Apple Vision Pro (the high-end professional product)
The AVP is another standalone VST with inside-out tracking. But it is a high-end expensive headset aimed for professional use. It’s quite a closed-up platform (it’s Apple! No shock, of course), with only very curated developer access to its tracking capabilities. But it’s a very impressive demo!
Main trade-offs:
- Pros: Display is very high resolution – best in its class! It even has a display for eyes to support eye contact (although it looks quite goofy). It supports eye tracking for gaze-based interaction and hand tracking with better coverage area, enabling arms to rest in a comfortable position during interaction.

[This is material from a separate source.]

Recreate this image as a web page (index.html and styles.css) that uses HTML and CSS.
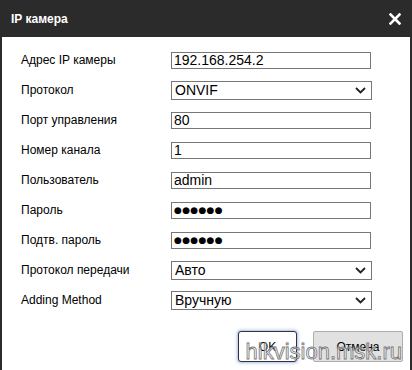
FILE: index.html
```html
<!DOCTYPE html>
<html lang="ru">
<head>
  <meta charset="UTF-8" />
  <title>IP камера</title>
  <link rel="stylesheet" href="styles.css">
</head>
<body>
  <div class="dialog">
    <div class="header">
      <span class="title">IP камера</span>
      <svg class="close" width="12" height="12" viewBox="0 0 12 12">
        <path d="M1.5 1.5 L10.5 10.5 M10.5 1.5 L1.5 10.5" stroke="#fff" stroke-width="2.6" stroke-linecap="square"/>
      </svg>
    </div>
    <div class="content">
      <div class="form">
        <label>Адрес IP камеры</label>
        <input class="field" type="text" value="192.168.254.2" />

        <label>Протокол</label>
        <div class="select-wrap">
          <select class="select"><option>ONVIF</option></select>
          <svg class="chevron" width="11" height="7" viewBox="0 0 11 7"><path d="M1 1 L5.5 5.5 L10 1" fill="none" stroke="#222" stroke-width="1.8"/></svg>
        </div>

        <label>Порт управления</label>
        <input class="field" type="text" value="80" />

        <label>Номер канала</label>
        <input class="field" type="text" value="1" />

        <label>Пользователь</label>
        <input class="field" type="text" value="admin" />

        <label>Пароль</label>
        <input class="field dots" type="text" value="●●●●●●" />

        <label>Подтв. пароль</label>
        <input class="field dots" type="text" value="●●●●●●" />

        <label>Протокол передачи</label>
        <div class="select-wrap">
          <select class="select"><option>Авто</option></select>
          <svg class="chevron" width="11" height="7" viewBox="0 0 11 7"><path d="M1 1 L5.5 5.5 L10 1" fill="none" stroke="#222" stroke-width="1.8"/></svg>
        </div>

        <label>Adding Method</label>
        <div class="select-wrap">
          <select class="select"><option>Вручную</option></select>
          <svg class="chevron" width="11" height="7" viewBox="0 0 11 7"><path d="M1 1 L5.5 5.5 L10 1" fill="none" stroke="#222" stroke-width="1.8"/></svg>
        </div>
      </div>
      <div class="buttons">
        <button class="btn btn-ok">OK</button>
        <button class="btn btn-cancel">Отмена</button>
      </div>
      <div class="watermark">hikvision.msk.ru</div>
    </div>
  </div>
</body>
</html>
```
FILE: styles.css
```css
body {
  margin: 0;
  width: 412px;
  height: 370px;
  background: #2b2b2b;
  font-family: "Liberation Sans", Arial, sans-serif;
  overflow: hidden;
}
.dialog {
  display: flex;
  flex-direction: column;
  height: 370px;
}
.header {
  height: 37px;
  display: flex;
  align-items: center;
  justify-content: space-between;
  padding: 0 11px 0 11px;
  color: #fff;
}
.title {
  font-size: 12px;
  font-weight: bold;
  margin-top: 1px;
}
.content {
  position: relative;
  flex: 1;
  background: #fff;
  margin: 0 2px 0 2px;
  padding: 8px 0 0 19px;
}
.form {
  display: grid;
  grid-template-columns: 150px 201px;
  grid-auto-rows: 30px;
  align-items: center;
}
.form label {
  font-size: 12px;
  color: #000;
}
.field {
  box-sizing: border-box;
  width: 200px;
  height: 17px;
  margin: 0;
  padding: 0 2px;
  border: 1px solid #777;
  border-radius: 0;
  font-family: "Liberation Sans", Arial, sans-serif;
  font-size: 14px;
  color: #000;
  outline: none;
}
.dots {
  font-family: "DejaVu Sans", sans-serif;
  font-size: 9px;
  letter-spacing: 0.3px;
  padding-left: 2px;
}
.select-wrap {
  position: relative;
  width: 201px;
  height: 19px;
}
.select {
  appearance: none;
  -webkit-appearance: none;
  box-sizing: border-box;
  width: 201px;
  height: 19px;
  margin: 0;
  padding: 0 0 0 3px;
  border: 1px solid #777;
  border-radius: 0;
  background: #fff;
  font-family: "Liberation Sans", Arial, sans-serif;
  font-size: 14px;
  color: #000;
}
.chevron {
  position: absolute;
  right: 6px;
  top: 6px;
  pointer-events: none;
}
.buttons {
  display: flex;
  justify-content: flex-end;
  gap: 16px;
  margin-top: 16px;
  padding-right: 7px;
}
.btn {
  box-sizing: border-box;
  height: 31px;
  font-family: "Liberation Sans", Arial, sans-serif;
  font-size: 12px;
  color: #000;
}
.btn-ok {
  width: 59px;
  background: #fff;
  border: 1px solid #333;
  border-radius: 3px;
  box-shadow: 0 0 3px 1px rgba(90, 130, 220, 0.55);
}
.btn-cancel {
  width: 90px;
  background: #e1e1e1;
  border: 1px solid #adadad;
  border-radius: 2px;
}
.watermark {
  position: absolute;
  right: 8px;
  bottom: 5px;
  font-family: "Liberation Sans", Arial, sans-serif;
  font-size: 22px;
  color: rgba(245, 245, 245, 0.7);
  -webkit-text-stroke: 0.8px #777;
  pointer-events: none;
}
```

- Cons: It is bulkier/heavier than Quest and more closed-up for developers, e.g., eye tracking and passthrough video is not open enough for research purposes.
As a final remark, in 2025, Google announced a real competitor that sits in between the low- and high-end products is the newly released Samsung Galaxy XR. Check out this quick explainer by MKBHD.
Now, if there’s only one thing you take away…
It should be this:
MR devices have different trade-offs. Know the vocabulary/terms and the differences so that you can choose the right technical solution for the problem at hand.